Genome Completeness Evaluation
BUSCO is a computational tool used to assess the completeness and quality of genome assemblies(23). ASFV is not included in the BUSCO’s database (OrthoDB). Therefore, we developed a completeness evaluation system to generate a BUSCO-like notation.
completeness.py
Description
We generated consensus sequences from genotype I and II isolates. The CDS predicted from input ASFV genome using Prodigal were compared to consensus sequences using BLASTN (e-value 1e-5). This comparison yielded a BUSCO like genome completeness evaluation.
Input
An ASFV genome file.
Arguments
| Argument name | Required | Description |
|---|---|---|
| -c | No | consensus sequences to be use: I or II (default='II') |
Example
completeness.py single_fasta/OM966717.1.fasta -c II > OM966717.1_completeness.tsv
Output
A 5-column tsv table, the 5 fields are file name, genome size, gene number by prodigal, completeness evaluation with MGF genes and completeness evaluation without MGF genes. The following table is a partial example of the output.
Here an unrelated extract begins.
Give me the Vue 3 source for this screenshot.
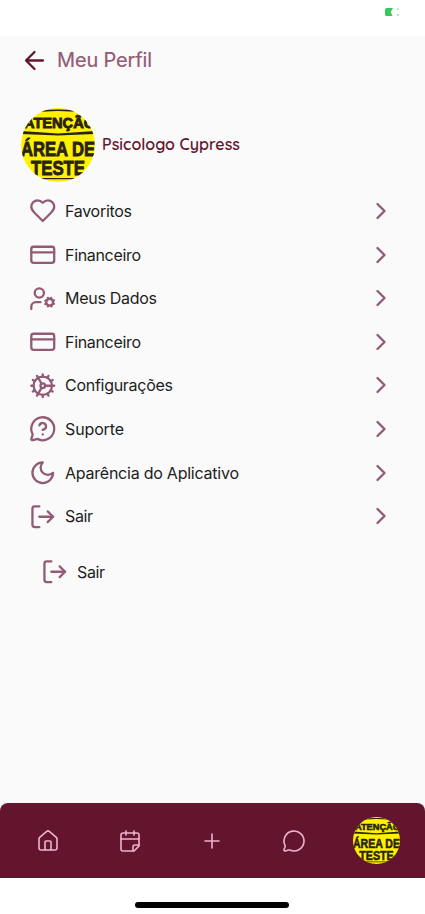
<script setup>
const bubble = 'M2.992 16.342a2 2 0 0 1 .094 1.167l-1.065 3.29a1 1 0 0 0 1.236 1.168l3.413-.998a2 2 0 0 1 1.099.092 10 10 0 1 0-4.777-4.719'
const icons = {
  heart: ['M19 14c1.49-1.46 3-3.21 3-5.5A5.5 5.5 0 0 0 16.5 3c-1.76 0-3 .5-4.5 2-1.5-1.5-2.74-2-4.5-2A5.5 5.5 0 0 0 2 8.5c0 2.3 1.5 4.05 3 5.5l7 7Z'],
  card: ['M4 5h16a2 2 0 0 1 2 2v10a2 2 0 0 1-2 2H4a2 2 0 0 1-2-2V7a2 2 0 0 1 2-2Z', 'M2 10h20'],
  user: ['M9 11a4 4 0 1 0 0-8 4 4 0 0 0 0 8Z', 'M10 15H6a4 4 0 0 0-4 4v2', 'M18 18a3 3 0 1 0 0-6 3 3 0 0 0 0 6Z', 'm21.7 16.4-.9-.3', 'm15.2 13.9-.9-.3', 'm16.6 18.7.3-.9', 'm19.1 12.2.3-.9', 'm19.6 18.7-.4-1', 'm16.8 12.3-.4-1', 'm14.3 16.6 1-.4', 'm20.7 13.8 1-.4'],
  cog: ['M12 20a8 8 0 1 0 0-16 8 8 0 0 0 0 16Z', 'M12 14a2 2 0 1 0 0-4 2 2 0 0 0 0 4Z', 'M12 2v2', 'M12 22v-2', 'm17 20.66-1-1.73', 'M11 10.27 7 3.34', 'm20.66 17-1.73-1', 'm3.34 7 1.73 1', 'M14 12h8', 'M2 12h2', 'm20.66 7-1.73 1', 'm3.34 17 1.73-1', 'm17 3.34-1 1.73', 'm11 13.73-4 6.93'],
  help: [bubble, 'M9.09 9a3 3 0 0 1 5.83 1c0 2-3 3-3 3', 'M12 17h.01'],
  moon: ['M12 3a6 6 0 0 0 9 9 9 9 0 1 1-9-9Z'],
  exit: ['M9 21H5a2 2 0 0 1-2-2V5a2 2 0 0 1 2-2h4', 'm16.3 16.7 4.7-4.7-4.7-4.7', 'M21 12H9'],
}
const items = [
  ['heart', 'Favoritos', 67], ['card', 'Financeiro', 76], ['user', 'Meus Dados', 92],
  ['card', 'Financeiro', 76], ['cog', 'Configurações', 108], ['help', 'Suporte', 59],
  ['moon', 'Aparência do Aplicativo', 174], ['exit', 'Sair', 28],
]
const nav = [
  ['home', ['M15 21v-8a1 1 0 0 0-1-1h-4a1 1 0 0 0-1 1v8', 'M3 10a2 2 0 0 1 .709-1.528l7-6a2 2 0 0 1 2.582 0l7 6A2 2 0 0 1 21 10v9a2 2 0 0 1-2 2H5a2 2 0 0 1-2-2z']],
  ['calendar', ['M8 2v4', 'M16 2v4', 'M21 17V6a2 2 0 0 0-2-2H5a2 2 0 0 0-2 2v14a2 2 0 0 0 2 2h11Z', 'M3 10h18', 'M15 22v-4a2 2 0 0 1 2-2h4']],
  ['plus', ['M5 12h14', 'M12 5v14']],
  ['chat', [bubble]],
]
</script>

<template>
  <div class="screen">
    <div class="status">
      <svg class="battery" viewBox="0 0 16 10"><path d="M2 .7h6.5L6 5l2 4.3H2Q0 9.3 0 7.3V2.7Q0 .7 2 .7Z" fill="#34c759" /><path d="M13 1.2h1.5v1.5H13zM13 7.5h1.5V9H13z" fill="#6bd486" /></svg>
    </div>
    <header class="header">
      <svg class="back" viewBox="0 0 24 24"><path d="m12 19-7-7 7-7M19 12H5" /></svg>
      <svg class="title" width="96" height="30"><text x="0" y="22" textLength="95">Meu Perfil</text></svg>
    </header>
    <section class="profile">
      <svg class="avatar" viewBox="0 0 74 74"><use href="#sign" /></svg>
      <svg class="name" width="140" height="24"><text x="0" y="17" textLength="138">Psicologo Cypress</text></svg>
    </section>
    <main class="menu">
      <div v-for="([icon, label, w], i) in items" :key="i" class="row">
        <svg class="icon" viewBox="0 0 24 24"><path v-for="d in icons[icon]" :key="d" :d="d" /></svg>
        <svg class="label" height="24"><text x="0" y="18" :textLength="w">{{ label }}</text></svg>
        <svg class="chevron" viewBox="0 0 24 24"><path d="m9 18 6-6-6-6" /></svg>
      </div>
      <div class="row extra">
        <svg class="icon" viewBox="0 0 24 24"><path v-for="d in icons.exit" :key="d" :d="d" /></svg>
        <svg class="label" height="24"><text x="0" y="18" textLength="28">Sair</text></svg>
      </div>
    </main>
    <nav class="nav">
      <div v-for="[name, paths] in nav" :key="name" class="tab">
        <svg class="nav-icon" viewBox="0 0 24 24"><path v-for="d in paths" :key="d" :d="d" /></svg>
      </div>
      <div class="tab"><svg class="nav-avatar" viewBox="0 0 74 74"><use href="#sign" /></svg></div>
    </nav>
    <footer class="bottom"><div class="indicator"></div></footer>
    <svg class="defs" width="0" height="0">
      <defs>
        <clipPath id="round"><circle cx="37" cy="37" r="37" /></clipPath>
        <g id="sign" clip-path="url(#round)">
          <rect width="74" height="74" fill="#fff200" />
          <path d="M0 5.5Q37 .5 74 5.5V3Q37 0 0 3zM0 23 37 25.5 74 23v3L37 27.5 0 26zM0 70h74v1.3H0z" fill="#282315" />
          <g class="sign-text">
            <text x="3" y="20" font-size="14.5" textLength="71" lengthAdjust="spacingAndGlyphs">ATENÇÃO</text>
            <text x="0" y="48.3" font-size="20" textLength="74" lengthAdjust="spacingAndGlyphs">ÁREA DE</text>
            <text x="10" y="67" font-size="20" textLength="54" lengthAdjust="spacingAndGlyphs">TESTE</text>
          </g>
        </g>
      </defs>
    </svg>
  </div>
</template>

<style>
body { margin: 0; }
</style>
<style scoped>
.screen { width: 425px; height: 914px; display: flex; flex-direction: column; background: #fafafa; font-family: Inter, "Liberation Sans", sans-serif; overflow: hidden; position: relative; }
svg { display: block; flex: none; overflow: visible; }
.status { height: 36px; background: #fff; display: flex; justify-content: flex-end; padding: 7px 25px 0 0; box-sizing: border-box; }
.battery { width: 15px; height: 10px; }
.header { height: 48px; display: flex; align-items: center; padding-left: 20px; }
.back { width: 29px; height: 29px; fill: none; stroke: #64152e; stroke-width: 1.9; stroke-linecap: round; stroke-linejoin: round; }
.title { margin-left: 8px; font-size: 20px; fill: #925b75; stroke: #925b75; stroke-width: .2; }
.profile { margin-top: 23.5px; height: 74px; display: flex; align-items: center; padding-left: 21px; }
.avatar { width: 74px; height: 74px; }
.name { margin-left: 7.4px; font-family: Quicksand, Lato, sans-serif; font-weight: 600; font-size: 16px; fill: #64152e; }
.menu { flex: 1; padding: 7.8px 29px 0; }
.row { height: 43.6px; display: flex; align-items: center; }
.icon { width: 27.5px; height: 27.5px; }
.icon, .chevron { fill: none; stroke: #925b75; stroke-width: 2; stroke-linecap: round; stroke-linejoin: round; }
.label { width: 175px; margin-left: 8.2px; font-size: 16px; fill: #211d20; }
.chevron { width: 28px; height: 28px; margin-left: auto; margin-right: 1px; }
.extra { margin: 12px 0 0 12px; }
.nav { height: 75px; box-sizing: border-box; background: #64152e; border-radius: 8px 8px 0 0; display: grid; grid-template-columns: repeat(5, 1fr); padding: 0 7.5px 0 6.5px; }
.tab { display: flex; align-items: center; justify-content: center; }
.nav-icon { width: 24px; height: 24px; fill: none; stroke: #edb3cd; stroke-width: 1.6; stroke-linecap: round; stroke-linejoin: round; }
.nav-avatar { width: 47px; height: 47px; }
.bottom { height: 36px; background: #fff; display: flex; justify-content: center; align-items: flex-start; padding: 24px 1px 0 0; box-sizing: border-box; }
.indicator { width: 154px; height: 6px; border-radius: 3px; background: #000; }
.defs { position: absolute; }
.sign-text { font-family: "Liberation Sans", sans-serif; font-weight: bold; fill: #282315; stroke: #282315; stroke-width: .9; }
</style>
| file_name | size | prodigal_gene_num | with_MGF | without_MGF | duplicate_genes | fragmented_genes | missing_genes |
|---|---|---|---|---|---|---|---|
| OM966717.1.fasta | 189125 | 168 | C:99.32%[D:0.0%],F:0.68%,M:0.0%,n:148 | C:99.13%[D:0.0%],F:0.87%,M:0.0%,n:115 | C122R |
The completeness evaluation is a BUSCO like notation, with C:complete [D:duplicated], F:fragmented, M:missing, n:number of genes used. If a consensus CDS term can find a mapping from the predicted gene sequences with an identity larger than 90%, together with a unique mapping length longer than 90%, it can be considered "complete." A consensus CDS term that cannot find a valid mapping (with an identity greater than 30% and a mapping length greater than 30%) in the predicted genes is considered "missing". The other consensus CDS with partial hit is termed "fragmented". The "duplicated" term means that there is more than one 'complete' hit in the predicted gene sequences.